Picasso et la céramique

Picasso fait son premier essai à la poterie Madoura le 26 juillet 1946 après avoir rencontré Georges et Suzanne Ramié, propriétaires de l’atelier de céramique Madoura. Intéressé par la malléabilité de la terre, l’artiste se jette pleinement dans l’exploration de ce matériau jusqu’à créer quelques 2 000 pièces sur la première année passée à Vallauris (1947-1948). Le rythme se calme dans les années qui suivent mais Picasso laisse finalement derrière lui quelques 4 000 pièces en 20 ans (jusqu’en 1971). Il souhaitait que ces œuvres, de prix plus accessibles, intègrent le quotidien et soient pour la plupart fonctionnelles. Le contrat établit avec Madoura comprenait l’édition de certaines pièces. Quelques 633 modèles ont donc été édité de 25 à 500 exemplaires chacun. Assiettes, pichets à vin, vases… Picasso a joué avec les formes, les styles, les outils et les techniques, osant tout, ne s’interdisant rien. Il a décoré inlassablement plats et assiettes, avec ses thèmes favoris dont la corrida, les femmes et les oiseaux, a transformé la matière et créé des formes plus personnelles, de véritables sculptures émancipées de toute logique pratique.

La céramique de Picasso est aujourd’hui considérée comme une niche à part du marché, niche à laquelle la société Christie’s dédie des ventes chaque année avec un taux de réussite impressionnant. Le record absolu demeure assez récent : il fut enregistré en novembre 2016 à New York grâce à un superbe hibou (rouge et blanc), une sculpture peinte de 1953. Ce symbole de la sagesse est un motif dominant dans l’oeuvre de Picasso, et donc particulièrement prisé des collectionneurs. L’oeuvre mise en vente chez Christie’s provenait de la prestigieuse collection Rockefeller, soit un pedigree non négligeable pour attiser les enchères. Le hibou (rouge et blanc) s’est finalement envolé pour 2,4m$, posant le record absolu d’un Picasso agile à manier la terre. Cette pièce est par ailleurs unique, mais certaines éditions rares de Picasso passent le million de dollars, à l’instar Grand vase aux femmes voilées, l’une de ses céramiques les plus appréciées. Le meilleur prix emporté pour cette œuvre tirée sur 25 exemplaires fut atteint en 2013, à hauteur de 1,5 m$ frais inclus.
Le marché des céramiques de Picasso offre en parallèle de nombreuses possibilités d’acquisitions avec un budget inférieur à 3 000$. Or, pour les petites céramiques comme pour les grandes, la demande est mondiale.

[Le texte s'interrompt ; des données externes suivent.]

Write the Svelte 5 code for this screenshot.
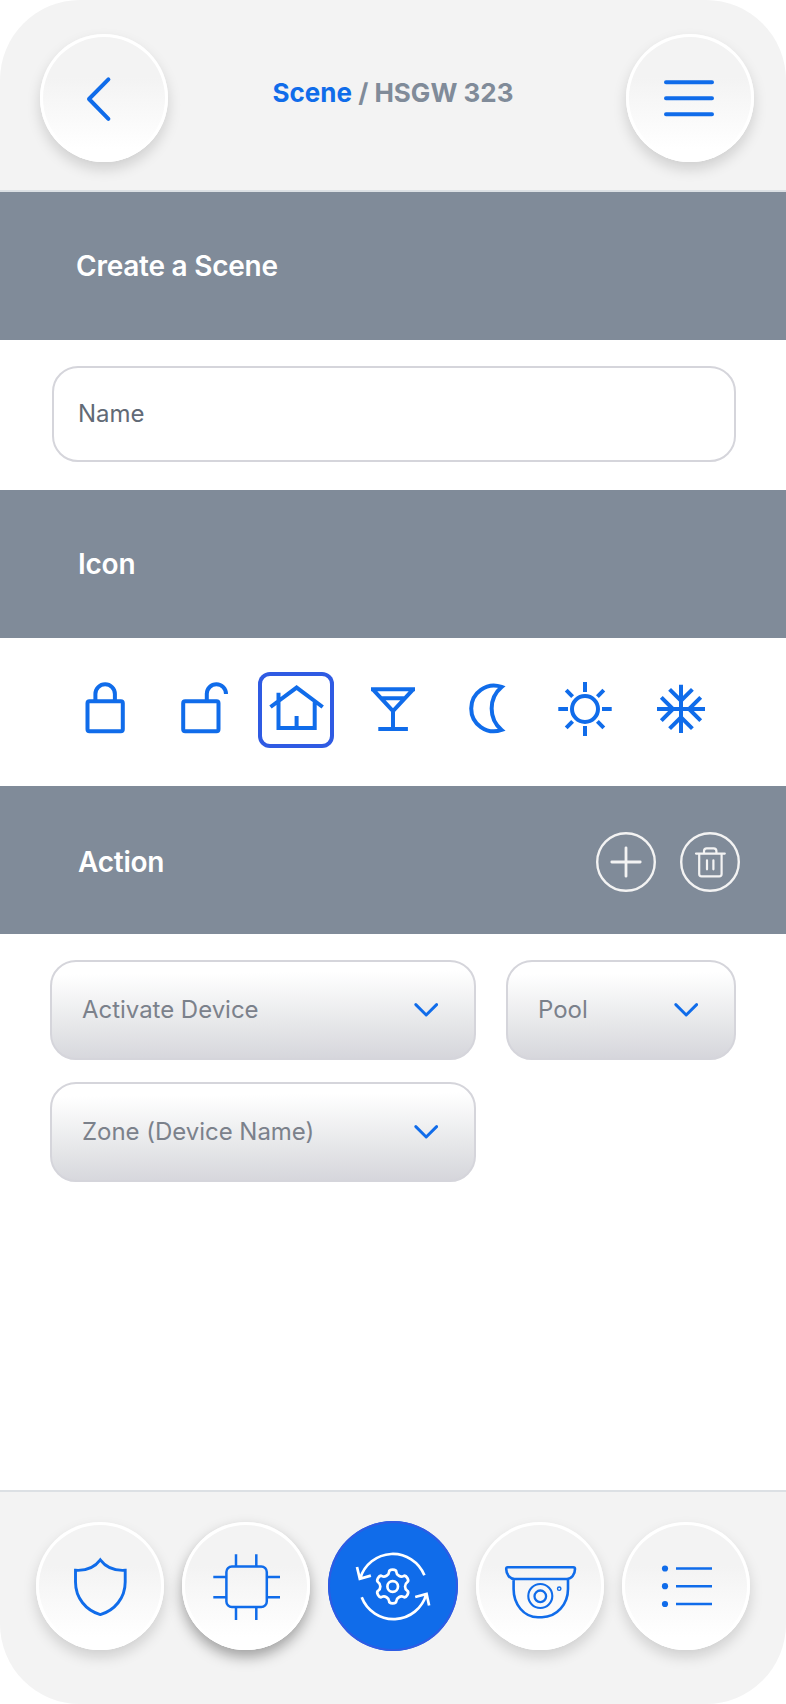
<script>
  const selected = 'home';
  const sceneIcons = ['lock', 'unlock', 'home', 'drink', 'moon', 'sun', 'snow'];
  const navItems = ['shield', 'chip', 'scene', 'camera', 'list'];

  // Rounded six-tooth cog, smoothed through the midpoints of its outline.
  function cog(cx, cy, outer, inner) {
    const pts = [];
    for (let i = 0; i < 6; i++) {
      const a = -90 + i * 60;
      for (const [d, r] of [[-12, outer], [12, outer], [17, inner], [43, inner]]) {
        const t = ((a + d) * Math.PI) / 180;
        pts.push([cx + r * Math.cos(t), cy + r * Math.sin(t)]);
      }
    }
    const mid = (p, q) => `${((p[0] + q[0]) / 2).toFixed(2)} ${((p[1] + q[1]) / 2).toFixed(2)}`;
    let d = `M${mid(pts[pts.length - 1], pts[0])}`;
    pts.forEach((p, i) => {
      d += `Q${p[0].toFixed(2)} ${p[1].toFixed(2)} ${mid(p, pts[(i + 1) % pts.length])}`;
    });
    return d + 'Z';
  }
  const cogPath = cog(64.7, 65.5, 17.3, 12.7);
</script>

{#snippet select(label)}
  <button class="select">
    <span>{label}</span>
    <svg width="24" height="14" viewBox="0 0 24 14"><path d="M1.8 1.6L12.2 12L22.6 1.6" /></svg>
  </button>
{/snippet}

<main class="screen">
  <header>
    <button class="round" aria-label="Back">
      <svg viewBox="0 0 128 128" class="w4 cap"><path d="M68.4 45.4L49 65L68.4 84.9" /></svg>
    </button>
    <h1><b>Scene</b> / HSGW 323</h1>
    <button class="round" aria-label="Menu">
      <svg viewBox="0 0 128 128" class="w4 cap"><path d="M40 48.3H86M40 64.3H86M40 80.3H86" /></svg>
    </button>
  </header>

  <section class="band first"><h2>Create a Scene</h2></section>
  <div class="name-row"><div class="field"><span>Name</span></div></div>

  <section class="band"><h2>Icon</h2></section>
  <div class="icons">
    {#each sceneIcons as name}
      <button class="pick" class:selected={name === selected} aria-label={name}>
        <svg viewBox="0 0 76 76" class="w4">
          {#if name === 'lock'}
            <rect x="21.5" y="29.3" width="35.3" height="30" rx="2" />
            <path d="M29.4 29V22A9.7 9.7 0 0 1 48.9 22V29" />
          {:else if name === 'unlock'}
            <rect x="21.2" y="29.3" width="35.3" height="30" rx="2" />
            <path d="M44.8 29V21.8A9.6 9.6 0 0 1 64 22" />
          {:else if name === 'home'}
            <path d="M20.5 20.8V56.1H56.7V29M12.5 35L38.6 15.6L64.7 35M38.6 44V56" />
          {:else if name === 'drink'}
            <path d="M17 17.2H61M18.6 17.2L39 39L59.4 17.2M26 26.3H52M39 38V57M24.3 56.9H53.9" />
          {:else if name === 'moon'}
            <path d="M51.6 14.9A22.8 22.8 0 1 0 51.6 57.9A28.2 28.2 0 0 1 51.6 14.9Z" />
          {:else if name === 'sun'}
            <circle cx="39" cy="37" r="13" />
            <path d="M39 10V20M39 54V64M12.3 37H22M56 37H65.7M20.2 18.2L26.6 24.6M57.8 18.2L51.4 24.6M20.2 55.8L26.6 49.4M57.8 55.8L51.4 49.4" />
          {:else}
            <path d="M39 12.8V61M15 37H63M27.6 17.3L39 28.7L50.4 17.3M27.6 56.7L39 45.3L50.4 56.7M19.3 25.3L31 37L19.3 48.7M58.7 25.3L47 37L58.7 48.7" />
          {/if}
        </svg>
      </button>
    {/each}
  </div>

  <section class="band action">
    <h2>Action</h2>
    <div class="tools">
      <button class="tool" aria-label="Add">
        <svg viewBox="0 0 60 60" class="cap"><circle cx="30" cy="30" r="28.8" stroke-width="2.4" /><path stroke-width="2.8" d="M30 15.8V44.2M15.8 30H44.2" /></svg>
      </button>
      <button class="tool" aria-label="Delete">
        <svg viewBox="0 0 60 60" class="cap"><circle cx="30" cy="30" r="28.8" stroke-width="2.4" /><path stroke-width="2.2" d="M16 21.6H44.8M24 21.4V19Q24 16.3 26.7 16.3H33.7Q36.4 16.3 36.4 19V21.4M19.2 22V42Q19.2 44.3 21.5 44.3H39.3Q41.6 44.3 41.6 42V22M27 28.3V37.3M33.4 28.3V37.3" /></svg>
      </button>
    </div>
  </section>
  <div class="actions">
    {@render select('Activate Device')}
    {@render select('Pool')}
    {@render select('Zone (Device Name)')}
  </div>

  <nav>
    {#each navItems as name}
      <button class="round {name}" aria-label={name}>
        {#if name === 'shield'}
          <svg viewBox="0 0 128 128"><path stroke-width="2.9" d="M64.3 37.9C59 45 50.5 49 39.5 48.3V60C39.5 76 50 88.5 64.3 92.6C78.6 88.5 89.2 76 89.2 60V48.3C78.2 49 69.6 45 64.3 37.9Z" /></svg>
        {:else if name === 'chip'}
          <svg viewBox="0 0 128 128"><g stroke-width="2.5"><rect x="44.4" y="44.4" width="40.4" height="40.6" rx="5.5" /><path d="M54 32.2V44M74.3 32.2V44M54 85.5V98M74.3 85.5V98M31.3 55H44M31.3 75.3H44M85.3 55H98M85.3 75.3H98" /></g></svg>
        {:else if name === 'scene'}
          <svg viewBox="0 0 130 130"><g stroke-width="2.7"><path d={cogPath} /><circle cx="64.7" cy="65.5" r="5.3" /><path d="M96.4 54.3A34 34 0 0 0 32.2 57.5M33.7 76.3A34 34 0 0 0 98.3 73M29 46L31.8 57.9L42.9 54.6M87.2 76L98.6 72.9L101.1 84.5" /></g></svg>
        {:else if name === 'camera'}
          <svg viewBox="0 0 128 128"><path stroke-width="2.6" d="M31.7 45.2H97.3Q99 45.2 99 47C99 52.5 95.5 57 91 57H38.5C34 57 30.2 52.5 30.2 47Q30.2 45.2 31.7 45.2ZM37.6 57V67C37.6 82 47.5 95.2 62 95.2H66C81 95.2 92 82 92 67V57" /><circle cx="64.3" cy="74" r="12" stroke-width="2.1" /><circle cx="64.3" cy="74.3" r="5.8" stroke-width="2.3" /><circle cx="83.2" cy="66.7" r="1.7" stroke-width="1.4" /></svg>
        {:else}
          <svg viewBox="0 0 128 128"><path stroke-width="2.6" d="M54 46.5H90M54 64.2H90M54 82H90" /><g class="dots"><circle cx="43" cy="46.5" r="3.1" /><circle cx="43" cy="64.2" r="3.1" /><circle cx="43" cy="82" r="3.1" /></g></svg>
        {/if}
      </button>
    {/each}
  </nav>
</main>

<style>
  :global(body) { background: #fff; }
  * { box-sizing: border-box; }
  button { appearance: none; margin: 0; padding: 0; border: 0; background: none; font: inherit; color: inherit; }
  svg { display: block; fill: none; stroke: #106cea; }
  .w4 { stroke-width: 4; }
  .cap { stroke-linecap: round; stroke-linejoin: round; }
  .screen {
    width: 786px; height: 1704px; display: flex; flex-direction: column;
    overflow: hidden; border-radius: 80px; background: #fff;
    font-family: Inter, sans-serif;
  }
  header {
    height: 192px; padding: 34px 32px 0 40px; display: flex; align-items: flex-start;
    justify-content: space-between; background: #f3f3f3; border-bottom: 2px solid #dce0e4;
  }
  h1 { margin: 0; padding: 43px 8px 0 0; font-size: 26px; line-height: 32px; font-weight: 700; color: #808b99; white-space: nowrap; }
  h1 b { font-weight: inherit; color: #106cea; }
  .round {
    width: 128px; height: 128px; flex: none; border-radius: 50%;
    background: linear-gradient(#f3f3f3 34%, #fff 90%);
    box-shadow: inset 0 0 0 3px #fff, 0 7px 14px rgba(0, 0, 0, 0.15);
  }
  .band {
    height: 148px; padding: 0 46px 0 78px; display: flex; align-items: center;
    justify-content: space-between; background: #808b99;
  }
  .band.first { padding-left: 76px; }
  .band.action { padding-top: 4px; }
  h2 { margin: 0; color: #fff; font-size: 28px; line-height: 34px; font-weight: 600; letter-spacing: -0.24px; }
  .name-row { height: 150px; padding: 26px 50px 0 52px; }
  .field {
    height: 96px; display: flex; align-items: center; padding-left: 24px; border: 2px solid #d5d5db;
    border-radius: 26px; color: #626a76; font-size: 24px;
  }
  .field span, .select span { padding-bottom: 2px; }
  .icons { height: 148px; padding: 34px 66px 0; display: flex; gap: 20px; }
  .pick { width: 76px; height: 76px; flex: none; border-radius: 12px; }
  .selected { box-shadow: inset 0 0 0 4px #2f5be3; }
  .tools { display: flex; gap: 24px; }
  .tool { width: 60px; height: 60px; }
  .tool svg { stroke: #f3f3f3; }
  .actions { padding: 26px 50px 0; display: grid; grid-template-columns: 426px 230px; gap: 22px 30px; }
  .select {
    height: 100px; padding: 0 36px 0 30px; display: flex; align-items: center; justify-content: space-between;
    border: 2px solid #d5d5db; border-radius: 26px; color: #7b818b; font-size: 24px; letter-spacing: -0.03px;
    background: linear-gradient(179.4deg, #fff 14%, #e6e7e9 64%, #d5d5db 99%) border-box;
  }
  .select svg { stroke-width: 2.9; stroke-linecap: round; stroke-linejoin: round; }
  nav {
    height: 214px; margin-top: auto; padding: 30px 36px 0; display: flex; align-items: flex-start;
    justify-content: space-between; background: #f3f3f3; border-top: 2px solid #dce0e4;
  }
  .round.chip { box-shadow: inset 0 0 0 3px #fff, 0 7px 14px rgba(0, 0, 0, 0.34); }
  .round.scene { width: 130px; height: 130px; margin-top: -1px; background: #106cea; box-shadow: inset 0 0 0 2px #2f5be3; }
  .scene svg { stroke: #fff; }
  .dots { fill: #106cea; stroke: none; }
</style>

Les collectionneurs sont majoritairement occidentaux mais les acheteurs asiatiques ont une véritable considération pour ce type de pièces qui relèvent d’un « art du feu » profondément ancré dans la tradition asiatique.

Fontana tient la moitié du Top

Heureux de s’être «  fait un nom comme céramiste » de son vivant, Fontana considérait pleinement ce travail comme un travail de sculpteur. Jubilation de la matière et richesse des couleurs à travers les émaux, l’art de la céramique de Fontana est généreux, décomplexé et rococo. La reconsidération du pan important que constitue son œuvre modelée s’avère assez récente. Ce travail a longtemps été relégué dans l’ombre, n’étant pas du goût de son époque, d’autant que l’artiste s’est d’abord inspiré de l’iconogra­phie religieuse pendant 10 ans, avec un bouillonnement de la matière inhabituel pour des sujets tels que la Vierge à l’Enfant, la Crucifixion ou le Chemin de Croix. Après la Seconde Guerre Mondiale, la céramique a nourri le développement du Spatialisme, qui constitue le pan le plus recherché et le plus coté de ses œuvres. L’œuvre la plus valorisée du classement est un Concetto spaziale, Natura, une sphère en terre portant les traces d’un modelage sommaire, une œuvre brute et puissante emportée pour plus de 2 m$ en 2014 à Londres.